== INSTRUCTIONS TO FOLLOW ==
Pull out every line below that holds the word "React".

-- AVAILABLE DATA start --

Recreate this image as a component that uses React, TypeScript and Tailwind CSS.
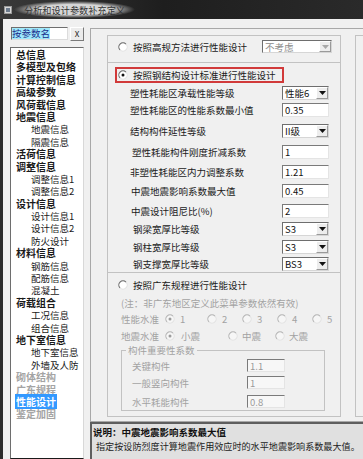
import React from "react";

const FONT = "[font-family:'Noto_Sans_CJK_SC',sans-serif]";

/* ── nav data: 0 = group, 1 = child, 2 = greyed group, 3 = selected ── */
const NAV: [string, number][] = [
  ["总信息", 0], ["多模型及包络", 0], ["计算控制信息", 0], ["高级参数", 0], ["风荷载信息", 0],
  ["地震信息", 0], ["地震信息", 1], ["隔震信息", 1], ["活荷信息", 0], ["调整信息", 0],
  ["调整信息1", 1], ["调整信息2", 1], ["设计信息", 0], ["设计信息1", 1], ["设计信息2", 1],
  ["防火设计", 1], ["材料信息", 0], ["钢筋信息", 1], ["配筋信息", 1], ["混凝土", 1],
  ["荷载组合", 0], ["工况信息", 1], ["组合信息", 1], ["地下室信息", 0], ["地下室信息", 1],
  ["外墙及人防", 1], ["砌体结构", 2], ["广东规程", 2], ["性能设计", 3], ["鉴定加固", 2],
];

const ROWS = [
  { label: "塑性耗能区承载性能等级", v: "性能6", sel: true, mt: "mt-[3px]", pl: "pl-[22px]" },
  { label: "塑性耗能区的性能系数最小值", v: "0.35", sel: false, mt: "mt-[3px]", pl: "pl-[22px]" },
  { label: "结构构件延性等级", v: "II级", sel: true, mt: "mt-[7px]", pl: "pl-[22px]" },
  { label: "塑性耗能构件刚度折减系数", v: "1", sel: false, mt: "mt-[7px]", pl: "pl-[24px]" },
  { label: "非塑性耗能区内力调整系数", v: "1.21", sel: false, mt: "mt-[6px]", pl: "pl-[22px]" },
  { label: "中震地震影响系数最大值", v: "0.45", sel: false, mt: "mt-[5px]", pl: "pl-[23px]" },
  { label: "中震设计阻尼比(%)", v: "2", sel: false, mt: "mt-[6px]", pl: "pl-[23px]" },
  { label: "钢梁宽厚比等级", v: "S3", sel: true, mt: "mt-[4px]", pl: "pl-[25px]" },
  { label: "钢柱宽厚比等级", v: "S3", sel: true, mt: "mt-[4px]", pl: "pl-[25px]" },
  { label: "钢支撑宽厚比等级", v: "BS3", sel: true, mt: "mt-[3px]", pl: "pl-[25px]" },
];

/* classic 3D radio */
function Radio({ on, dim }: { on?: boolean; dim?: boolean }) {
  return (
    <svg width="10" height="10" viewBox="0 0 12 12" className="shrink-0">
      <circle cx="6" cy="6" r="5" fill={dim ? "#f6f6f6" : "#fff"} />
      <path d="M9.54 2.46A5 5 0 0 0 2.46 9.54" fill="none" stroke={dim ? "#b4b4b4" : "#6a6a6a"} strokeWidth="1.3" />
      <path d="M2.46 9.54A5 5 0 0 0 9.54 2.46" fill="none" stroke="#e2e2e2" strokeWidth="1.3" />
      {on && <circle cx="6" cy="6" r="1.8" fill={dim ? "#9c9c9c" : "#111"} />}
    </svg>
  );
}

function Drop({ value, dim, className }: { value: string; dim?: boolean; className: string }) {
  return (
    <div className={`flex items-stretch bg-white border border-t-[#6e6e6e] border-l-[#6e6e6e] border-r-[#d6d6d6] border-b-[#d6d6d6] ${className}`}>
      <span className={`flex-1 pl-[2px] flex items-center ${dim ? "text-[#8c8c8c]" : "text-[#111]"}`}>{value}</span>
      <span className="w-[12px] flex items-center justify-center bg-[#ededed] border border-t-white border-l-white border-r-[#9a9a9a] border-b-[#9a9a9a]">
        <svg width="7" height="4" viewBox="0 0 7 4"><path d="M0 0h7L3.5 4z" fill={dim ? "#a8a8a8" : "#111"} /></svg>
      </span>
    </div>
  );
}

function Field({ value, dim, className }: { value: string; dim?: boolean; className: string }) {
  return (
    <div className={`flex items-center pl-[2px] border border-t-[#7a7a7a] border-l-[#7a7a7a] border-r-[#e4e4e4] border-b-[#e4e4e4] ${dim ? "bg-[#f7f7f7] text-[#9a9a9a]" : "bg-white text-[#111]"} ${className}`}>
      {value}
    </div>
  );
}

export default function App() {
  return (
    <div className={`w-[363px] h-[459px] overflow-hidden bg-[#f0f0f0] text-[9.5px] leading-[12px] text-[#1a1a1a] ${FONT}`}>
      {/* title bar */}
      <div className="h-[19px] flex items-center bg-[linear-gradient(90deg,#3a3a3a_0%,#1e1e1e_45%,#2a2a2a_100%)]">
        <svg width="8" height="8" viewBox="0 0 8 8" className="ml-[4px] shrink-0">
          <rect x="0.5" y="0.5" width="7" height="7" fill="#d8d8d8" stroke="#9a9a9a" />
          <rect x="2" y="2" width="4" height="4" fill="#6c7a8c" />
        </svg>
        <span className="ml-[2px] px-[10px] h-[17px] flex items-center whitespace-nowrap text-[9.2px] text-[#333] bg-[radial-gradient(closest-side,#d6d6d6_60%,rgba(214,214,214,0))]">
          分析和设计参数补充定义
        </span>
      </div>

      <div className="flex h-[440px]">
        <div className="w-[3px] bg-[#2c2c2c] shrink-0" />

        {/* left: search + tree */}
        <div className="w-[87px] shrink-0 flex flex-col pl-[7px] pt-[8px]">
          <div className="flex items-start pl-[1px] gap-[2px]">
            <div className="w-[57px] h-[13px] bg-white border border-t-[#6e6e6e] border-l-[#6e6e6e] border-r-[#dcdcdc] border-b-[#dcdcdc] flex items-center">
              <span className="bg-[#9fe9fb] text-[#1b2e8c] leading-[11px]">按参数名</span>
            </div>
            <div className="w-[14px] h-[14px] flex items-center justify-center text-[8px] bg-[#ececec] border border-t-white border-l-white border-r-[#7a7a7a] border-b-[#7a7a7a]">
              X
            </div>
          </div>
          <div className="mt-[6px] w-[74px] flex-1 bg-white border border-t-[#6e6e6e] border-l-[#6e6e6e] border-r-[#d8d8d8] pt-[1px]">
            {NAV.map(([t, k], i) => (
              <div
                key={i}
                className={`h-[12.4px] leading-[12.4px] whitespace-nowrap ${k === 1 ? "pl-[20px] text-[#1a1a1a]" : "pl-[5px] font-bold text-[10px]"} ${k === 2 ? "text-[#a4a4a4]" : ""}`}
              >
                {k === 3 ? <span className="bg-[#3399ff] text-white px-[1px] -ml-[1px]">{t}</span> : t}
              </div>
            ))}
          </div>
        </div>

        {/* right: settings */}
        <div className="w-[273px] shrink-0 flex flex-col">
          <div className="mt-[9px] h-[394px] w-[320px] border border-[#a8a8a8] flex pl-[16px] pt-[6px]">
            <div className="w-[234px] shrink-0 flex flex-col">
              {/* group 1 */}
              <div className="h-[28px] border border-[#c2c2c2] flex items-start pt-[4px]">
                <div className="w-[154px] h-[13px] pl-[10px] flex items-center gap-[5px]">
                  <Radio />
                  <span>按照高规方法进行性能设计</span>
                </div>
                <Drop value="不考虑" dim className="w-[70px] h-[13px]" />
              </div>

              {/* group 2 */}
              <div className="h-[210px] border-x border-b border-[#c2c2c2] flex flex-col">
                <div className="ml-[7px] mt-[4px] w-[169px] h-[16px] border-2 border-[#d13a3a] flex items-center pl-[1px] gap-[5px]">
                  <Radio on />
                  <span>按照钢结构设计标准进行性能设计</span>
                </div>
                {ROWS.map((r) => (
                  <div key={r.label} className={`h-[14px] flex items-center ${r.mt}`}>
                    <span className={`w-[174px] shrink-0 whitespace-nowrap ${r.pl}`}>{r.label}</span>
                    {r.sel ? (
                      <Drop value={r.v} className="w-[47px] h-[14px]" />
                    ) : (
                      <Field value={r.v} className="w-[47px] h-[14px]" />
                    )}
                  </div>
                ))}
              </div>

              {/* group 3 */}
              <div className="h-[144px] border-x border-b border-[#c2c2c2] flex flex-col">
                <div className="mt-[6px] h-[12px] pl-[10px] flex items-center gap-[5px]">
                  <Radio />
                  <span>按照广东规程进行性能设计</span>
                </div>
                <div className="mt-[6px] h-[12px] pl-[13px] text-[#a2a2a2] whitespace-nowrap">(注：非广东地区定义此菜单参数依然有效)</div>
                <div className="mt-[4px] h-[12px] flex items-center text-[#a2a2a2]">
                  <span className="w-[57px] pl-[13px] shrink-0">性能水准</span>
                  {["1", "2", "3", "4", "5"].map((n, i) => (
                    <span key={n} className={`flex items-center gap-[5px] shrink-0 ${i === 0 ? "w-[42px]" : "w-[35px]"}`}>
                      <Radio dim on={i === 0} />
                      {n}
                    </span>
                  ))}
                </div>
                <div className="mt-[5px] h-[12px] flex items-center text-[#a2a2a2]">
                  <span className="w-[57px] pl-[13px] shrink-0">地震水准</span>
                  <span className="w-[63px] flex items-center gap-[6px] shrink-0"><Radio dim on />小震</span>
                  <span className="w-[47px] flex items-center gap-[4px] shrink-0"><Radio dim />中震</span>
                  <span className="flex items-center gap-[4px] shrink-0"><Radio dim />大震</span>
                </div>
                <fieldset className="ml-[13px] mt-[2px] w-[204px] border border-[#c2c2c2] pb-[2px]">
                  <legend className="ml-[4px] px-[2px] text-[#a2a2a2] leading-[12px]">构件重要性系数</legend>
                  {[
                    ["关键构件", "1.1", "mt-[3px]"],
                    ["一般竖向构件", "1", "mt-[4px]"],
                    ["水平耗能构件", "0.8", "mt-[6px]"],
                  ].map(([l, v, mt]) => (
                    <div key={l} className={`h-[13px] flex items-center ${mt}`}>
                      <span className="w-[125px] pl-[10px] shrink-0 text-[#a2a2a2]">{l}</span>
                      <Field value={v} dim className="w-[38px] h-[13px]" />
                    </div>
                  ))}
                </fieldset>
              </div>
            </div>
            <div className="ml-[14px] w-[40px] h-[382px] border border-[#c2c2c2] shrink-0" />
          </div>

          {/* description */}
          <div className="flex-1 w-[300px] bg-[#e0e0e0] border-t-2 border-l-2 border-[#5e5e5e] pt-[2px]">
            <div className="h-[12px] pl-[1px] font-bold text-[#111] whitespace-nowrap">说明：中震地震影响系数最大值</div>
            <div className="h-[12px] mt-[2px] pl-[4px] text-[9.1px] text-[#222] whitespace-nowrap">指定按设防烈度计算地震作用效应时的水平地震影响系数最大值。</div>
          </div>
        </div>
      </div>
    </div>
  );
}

-- AVAILABLE DATA end --

== ANSWER BELOW ==
Recreate this image as a component that uses React, TypeScript and Tailwind CSS.
import React from "react";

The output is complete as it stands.